On his return to Venice, Galuppi resumed his duties at St Mark's and successfully applied for reappointment at the Incurabili, holding the post until 1776, when financial constraints obliged all the ospedali to cut back their musical activities.[5] In his later years he wrote more sacred than secular music. His output continued to be considerable in both quantity and quality. Burney, who visited him in Venice, wrote in 1771:

Galuppi told Burney his definition of good music: vaghezza, chiarezza, e buona modulazione (beauty, clearness, and good modulation)".[15] Burney commented on Galuppi's prodigious workload that in addition to his duties at St Mark's and the Incurabili, "he has a hundred sequins a year as domestic organist to the family of Gritti, and is organist of another church, of which I have forgotten the name".[16]

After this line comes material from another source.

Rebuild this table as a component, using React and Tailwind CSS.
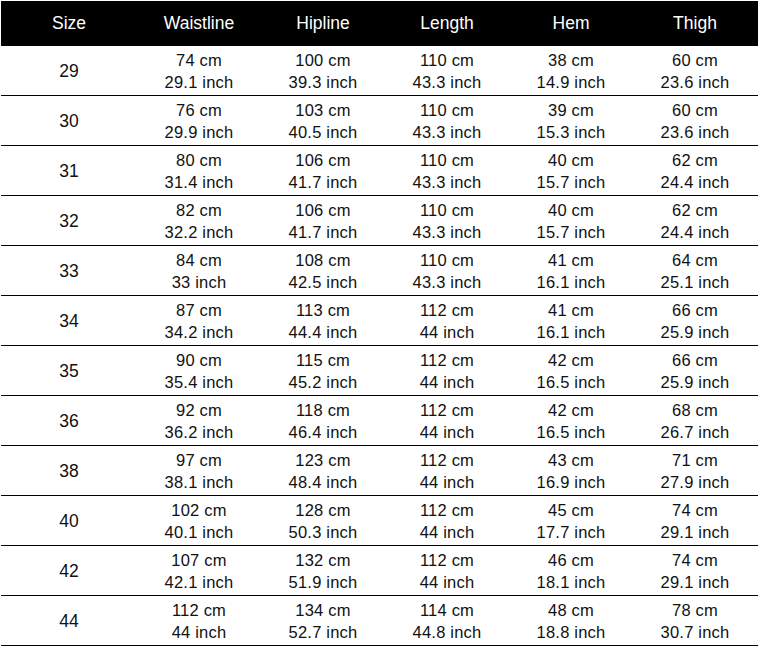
const HEADERS = ['Size', 'Waistline', 'Hipline', 'Length', 'Hem', 'Thigh']

const ROWS = [
  ['29', [74, '29.1'], [100, '39.3'], [110, '43.3'], [38, '14.9'], [60, '23.6']],
  ['30', [76, '29.9'], [103, '40.5'], [110, '43.3'], [39, '15.3'], [60, '23.6']],
  ['31', [80, '31.4'], [106, '41.7'], [110, '43.3'], [40, '15.7'], [62, '24.4']],
  ['32', [82, '32.2'], [106, '41.7'], [110, '43.3'], [40, '15.7'], [62, '24.4']],
  ['33', [84, '33'], [108, '42.5'], [110, '43.3'], [41, '16.1'], [64, '25.1']],
  ['34', [87, '34.2'], [113, '44.4'], [112, '44'], [41, '16.1'], [66, '25.9']],
  ['35', [90, '35.4'], [115, '45.2'], [112, '44'], [42, '16.5'], [66, '25.9']],
  ['36', [92, '36.2'], [118, '46.4'], [112, '44'], [42, '16.5'], [68, '26.7']],
  ['38', [97, '38.1'], [123, '48.4'], [112, '44'], [43, '16.9'], [71, '27.9']],
  ['40', [102, '40.1'], [128, '50.3'], [112, '44'], [45, '17.7'], [74, '29.1']],
  ['42', [107, '42.1'], [132, '51.9'], [112, '44'], [46, '18.1'], [74, '29.1']],
  ['44', [112, '44'], [134, '52.7'], [114, '44.8'], [48, '18.8'], [78, '30.7']],
]

export default function App() {
  return (
    <div className="w-[758px] h-[646px] bg-white pt-px pl-px font-['Liberation_Sans',Arial,sans-serif] text-[#111]">
      <div className="flex h-[45px] items-center bg-black text-[17.5px] text-white">
        {HEADERS.map((h, i) => (
          <div key={h} className={`${i === 0 ? 'w-[136px]' : 'w-[124px]'} text-center`}>
            {h}
          </div>
        ))}
      </div>

      {ROWS.map(([size, ...cells]) => (
        <div key={size} className="flex h-[50px] items-center border-b border-black pt-px">
          <div className="w-[136px] text-center text-[17.5px]">{size}</div>
          {cells.map(([cm, inch], i) => (
            <div key={i} className="w-[124px] text-center text-[16.5px] leading-[22px] tracking-[0.2px]">
              <div>{cm} cm</div>
              <div>{inch} inch</div>
            </div>
          ))}
        </div>
      ))}
    </div>
  )
}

The last opera by Galuppi was La serva per amore, premiered in October 1773. In May 1782 he conducted concerts to mark a papal visit to Venice by Pope Pius VI. Thereafter he continued to compose, despite declining health. His last known completed work is the 1784 Christmas mass for St Mark's.[2]

After a two-month illness, Galuppi died on 3 January 1785.[5] He was buried in the church of San Vitale, and, much mourned, was commemorated by a requiem mass "solemnized in the church of Santo Stefano, paid for by professional musicians, at which the actors of the Teatro S Benedetto sang".[17]

Music

Operas

See main article: List of operas by Baldassare Galuppi.

According to The Musical Times Galuppi, with 109 operas, was the sixth most prolific opera composer. His output was exceeded by his contemporaries Draghi, Piccinni, Paisiello, Guglielmi, and the most prolific of all, with 166 operas, Wenzel Müller; the only composer of later generations who approached his output was Offenbach 100 years later.[18] Like most of his contemporaries, Galuppi did not hesitate to re-use his own music, sometimes simply transplanting it and at other times reworking it substantially.[19] [20]

He was called "the father of comic opera" by musicians of the generation that followed him.[8] The 21st-century editor and musicologist Francesco Luisi writes that although this description is not strictly accurate, the Galuppi–Goldoni operas were "a genuinely new beginning for musical theatre".[8] In Luisi's view these works fundamentally changed the nature of opera by making the music part of the drama and not merely a decoration.[8] Galuppi's contemporary Esteban de Arteaga wrote approvingly that the composer was able to "illumine the personalities of the characters and the situations in which they find themselves by selecting the most appropriate type of voice and style of singing".[8]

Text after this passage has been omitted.